**Records for processing**
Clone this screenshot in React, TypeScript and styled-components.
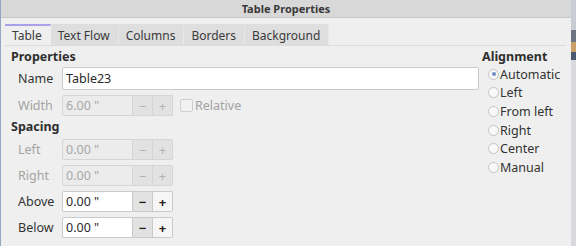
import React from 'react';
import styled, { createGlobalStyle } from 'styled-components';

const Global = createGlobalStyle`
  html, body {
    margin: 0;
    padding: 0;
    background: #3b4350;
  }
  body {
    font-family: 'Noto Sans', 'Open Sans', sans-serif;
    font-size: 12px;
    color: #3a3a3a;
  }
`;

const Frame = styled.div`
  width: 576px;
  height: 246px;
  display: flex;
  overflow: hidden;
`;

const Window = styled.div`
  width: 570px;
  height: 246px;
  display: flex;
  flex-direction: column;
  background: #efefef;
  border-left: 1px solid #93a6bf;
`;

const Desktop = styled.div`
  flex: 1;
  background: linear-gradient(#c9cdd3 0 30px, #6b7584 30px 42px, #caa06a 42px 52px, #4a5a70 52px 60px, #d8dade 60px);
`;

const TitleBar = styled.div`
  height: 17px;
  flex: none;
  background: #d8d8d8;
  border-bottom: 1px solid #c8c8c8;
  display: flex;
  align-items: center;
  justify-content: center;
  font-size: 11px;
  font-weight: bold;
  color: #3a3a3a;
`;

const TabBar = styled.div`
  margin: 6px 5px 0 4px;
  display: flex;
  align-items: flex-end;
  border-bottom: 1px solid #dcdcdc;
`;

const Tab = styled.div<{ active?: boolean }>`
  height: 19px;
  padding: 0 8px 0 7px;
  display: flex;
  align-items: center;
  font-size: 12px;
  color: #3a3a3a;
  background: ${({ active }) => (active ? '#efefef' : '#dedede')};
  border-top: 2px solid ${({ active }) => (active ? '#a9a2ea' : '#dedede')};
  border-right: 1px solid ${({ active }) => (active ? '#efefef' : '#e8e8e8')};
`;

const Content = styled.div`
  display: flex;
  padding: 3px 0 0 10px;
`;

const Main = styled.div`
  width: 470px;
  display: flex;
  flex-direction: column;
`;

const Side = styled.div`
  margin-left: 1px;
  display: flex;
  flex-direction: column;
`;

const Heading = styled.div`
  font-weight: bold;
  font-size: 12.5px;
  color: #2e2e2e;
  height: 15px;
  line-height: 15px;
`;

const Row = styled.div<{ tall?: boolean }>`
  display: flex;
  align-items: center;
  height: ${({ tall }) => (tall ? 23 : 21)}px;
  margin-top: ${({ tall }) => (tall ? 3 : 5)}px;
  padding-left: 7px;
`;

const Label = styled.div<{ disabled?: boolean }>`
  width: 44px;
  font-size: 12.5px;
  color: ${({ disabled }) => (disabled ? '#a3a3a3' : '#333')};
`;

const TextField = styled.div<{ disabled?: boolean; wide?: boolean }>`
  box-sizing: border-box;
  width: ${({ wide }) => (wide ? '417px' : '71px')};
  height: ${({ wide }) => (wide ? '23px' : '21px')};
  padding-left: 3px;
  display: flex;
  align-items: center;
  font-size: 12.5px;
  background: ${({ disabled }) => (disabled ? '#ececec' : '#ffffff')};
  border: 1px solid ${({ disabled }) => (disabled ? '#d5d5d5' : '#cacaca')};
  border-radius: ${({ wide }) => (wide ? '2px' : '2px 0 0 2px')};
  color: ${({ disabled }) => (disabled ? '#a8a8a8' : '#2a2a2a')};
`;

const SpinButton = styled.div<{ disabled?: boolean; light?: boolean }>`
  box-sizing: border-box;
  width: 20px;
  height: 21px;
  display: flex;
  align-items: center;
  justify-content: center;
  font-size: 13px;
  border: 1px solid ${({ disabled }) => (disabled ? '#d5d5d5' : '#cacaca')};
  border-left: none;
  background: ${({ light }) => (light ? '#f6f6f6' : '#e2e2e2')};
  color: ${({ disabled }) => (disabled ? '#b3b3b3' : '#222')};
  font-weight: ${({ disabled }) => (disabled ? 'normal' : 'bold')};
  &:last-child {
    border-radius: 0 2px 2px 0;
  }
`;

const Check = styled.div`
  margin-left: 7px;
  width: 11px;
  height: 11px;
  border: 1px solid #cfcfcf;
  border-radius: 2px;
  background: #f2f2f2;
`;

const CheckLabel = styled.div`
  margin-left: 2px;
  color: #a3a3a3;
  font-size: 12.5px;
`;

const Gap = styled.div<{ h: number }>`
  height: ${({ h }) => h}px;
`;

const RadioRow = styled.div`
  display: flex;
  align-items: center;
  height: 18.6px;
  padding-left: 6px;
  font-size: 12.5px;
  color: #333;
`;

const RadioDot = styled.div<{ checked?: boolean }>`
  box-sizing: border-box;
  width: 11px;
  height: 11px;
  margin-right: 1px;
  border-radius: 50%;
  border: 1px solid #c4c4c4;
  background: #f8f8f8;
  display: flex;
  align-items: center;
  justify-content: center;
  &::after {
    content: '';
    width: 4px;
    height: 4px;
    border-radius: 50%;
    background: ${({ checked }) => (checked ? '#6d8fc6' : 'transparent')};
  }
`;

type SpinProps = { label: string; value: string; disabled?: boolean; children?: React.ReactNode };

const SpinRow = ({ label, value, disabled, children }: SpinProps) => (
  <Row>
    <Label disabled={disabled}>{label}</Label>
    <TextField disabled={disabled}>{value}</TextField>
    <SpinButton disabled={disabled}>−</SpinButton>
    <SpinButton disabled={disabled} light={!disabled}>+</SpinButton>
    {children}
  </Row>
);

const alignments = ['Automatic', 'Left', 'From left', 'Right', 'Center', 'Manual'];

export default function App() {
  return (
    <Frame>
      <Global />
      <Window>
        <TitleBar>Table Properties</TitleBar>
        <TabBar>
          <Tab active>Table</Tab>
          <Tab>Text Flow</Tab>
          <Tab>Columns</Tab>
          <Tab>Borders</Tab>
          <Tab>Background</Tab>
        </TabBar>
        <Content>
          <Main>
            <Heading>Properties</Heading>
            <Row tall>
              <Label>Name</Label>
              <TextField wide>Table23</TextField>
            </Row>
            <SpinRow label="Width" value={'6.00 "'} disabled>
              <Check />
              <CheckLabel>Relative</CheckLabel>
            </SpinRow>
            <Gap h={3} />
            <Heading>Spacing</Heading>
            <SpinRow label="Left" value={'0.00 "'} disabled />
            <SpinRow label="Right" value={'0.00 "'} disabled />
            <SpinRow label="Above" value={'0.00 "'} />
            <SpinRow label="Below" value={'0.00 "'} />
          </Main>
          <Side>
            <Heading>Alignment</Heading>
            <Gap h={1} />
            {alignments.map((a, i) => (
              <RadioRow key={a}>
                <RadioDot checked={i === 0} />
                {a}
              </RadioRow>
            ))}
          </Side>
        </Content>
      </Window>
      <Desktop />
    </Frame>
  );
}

* * *

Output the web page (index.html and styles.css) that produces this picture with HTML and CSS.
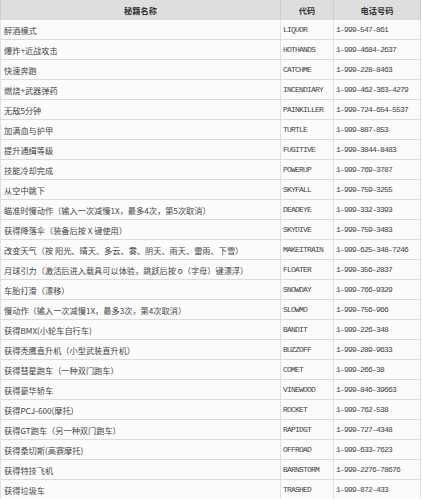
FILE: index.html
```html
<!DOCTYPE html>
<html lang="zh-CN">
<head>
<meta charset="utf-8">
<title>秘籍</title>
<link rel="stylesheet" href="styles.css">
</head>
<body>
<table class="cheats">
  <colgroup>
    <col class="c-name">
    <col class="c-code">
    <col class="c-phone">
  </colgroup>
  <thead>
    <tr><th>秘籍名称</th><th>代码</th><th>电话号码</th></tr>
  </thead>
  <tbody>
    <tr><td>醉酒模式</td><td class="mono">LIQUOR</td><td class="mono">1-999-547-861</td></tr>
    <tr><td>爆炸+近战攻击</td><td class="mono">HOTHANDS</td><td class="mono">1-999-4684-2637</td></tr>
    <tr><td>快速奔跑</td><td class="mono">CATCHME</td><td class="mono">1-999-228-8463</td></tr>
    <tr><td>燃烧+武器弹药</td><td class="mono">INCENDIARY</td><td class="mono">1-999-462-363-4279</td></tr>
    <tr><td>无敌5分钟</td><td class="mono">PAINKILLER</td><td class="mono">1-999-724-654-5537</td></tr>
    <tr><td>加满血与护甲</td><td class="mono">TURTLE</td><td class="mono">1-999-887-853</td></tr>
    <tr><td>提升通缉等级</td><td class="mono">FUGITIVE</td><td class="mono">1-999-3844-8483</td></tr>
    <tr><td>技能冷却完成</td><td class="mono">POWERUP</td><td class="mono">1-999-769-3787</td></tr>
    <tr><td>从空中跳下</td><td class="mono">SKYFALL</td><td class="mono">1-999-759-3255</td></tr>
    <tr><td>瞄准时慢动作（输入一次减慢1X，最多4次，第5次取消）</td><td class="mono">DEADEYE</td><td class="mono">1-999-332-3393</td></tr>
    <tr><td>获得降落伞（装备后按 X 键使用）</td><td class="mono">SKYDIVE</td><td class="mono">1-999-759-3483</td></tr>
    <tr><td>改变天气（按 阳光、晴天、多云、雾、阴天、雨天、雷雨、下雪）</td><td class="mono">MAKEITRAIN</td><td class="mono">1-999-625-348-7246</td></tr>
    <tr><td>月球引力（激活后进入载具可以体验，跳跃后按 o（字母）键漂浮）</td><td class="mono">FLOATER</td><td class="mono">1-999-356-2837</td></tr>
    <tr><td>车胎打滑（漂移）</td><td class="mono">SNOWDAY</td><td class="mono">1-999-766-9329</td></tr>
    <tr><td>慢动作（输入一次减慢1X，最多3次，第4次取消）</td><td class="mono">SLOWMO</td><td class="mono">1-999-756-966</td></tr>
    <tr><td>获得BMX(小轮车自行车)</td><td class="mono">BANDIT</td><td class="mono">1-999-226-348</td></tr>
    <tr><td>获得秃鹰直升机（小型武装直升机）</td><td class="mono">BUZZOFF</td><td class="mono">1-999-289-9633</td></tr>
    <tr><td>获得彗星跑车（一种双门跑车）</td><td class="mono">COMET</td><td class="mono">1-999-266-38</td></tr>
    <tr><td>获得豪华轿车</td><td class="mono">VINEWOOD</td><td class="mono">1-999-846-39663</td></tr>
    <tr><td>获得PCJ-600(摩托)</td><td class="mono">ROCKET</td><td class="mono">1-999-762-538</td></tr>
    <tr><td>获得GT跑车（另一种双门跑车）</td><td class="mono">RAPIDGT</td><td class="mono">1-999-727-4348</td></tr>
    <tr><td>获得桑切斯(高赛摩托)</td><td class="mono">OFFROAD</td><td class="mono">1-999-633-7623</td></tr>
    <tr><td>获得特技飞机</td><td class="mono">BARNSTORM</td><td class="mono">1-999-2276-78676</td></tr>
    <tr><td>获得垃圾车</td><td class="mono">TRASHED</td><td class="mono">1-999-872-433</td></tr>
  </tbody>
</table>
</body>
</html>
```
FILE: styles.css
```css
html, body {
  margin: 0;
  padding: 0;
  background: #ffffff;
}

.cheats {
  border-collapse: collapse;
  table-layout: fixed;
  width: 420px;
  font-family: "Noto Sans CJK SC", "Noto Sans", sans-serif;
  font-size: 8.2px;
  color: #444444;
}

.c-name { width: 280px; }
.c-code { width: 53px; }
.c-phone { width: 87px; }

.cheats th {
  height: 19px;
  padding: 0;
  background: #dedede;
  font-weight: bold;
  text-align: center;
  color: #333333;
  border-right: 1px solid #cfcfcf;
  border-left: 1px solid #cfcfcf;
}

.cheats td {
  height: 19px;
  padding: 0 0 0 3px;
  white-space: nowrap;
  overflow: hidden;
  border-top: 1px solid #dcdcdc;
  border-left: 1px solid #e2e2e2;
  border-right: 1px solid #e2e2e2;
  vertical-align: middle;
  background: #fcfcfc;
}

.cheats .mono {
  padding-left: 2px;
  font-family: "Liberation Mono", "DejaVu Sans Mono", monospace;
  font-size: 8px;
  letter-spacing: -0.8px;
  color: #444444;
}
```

**Problem**
Your reply is one number: how many lines of the records above contain the word "index".

**Response to the exercise**
2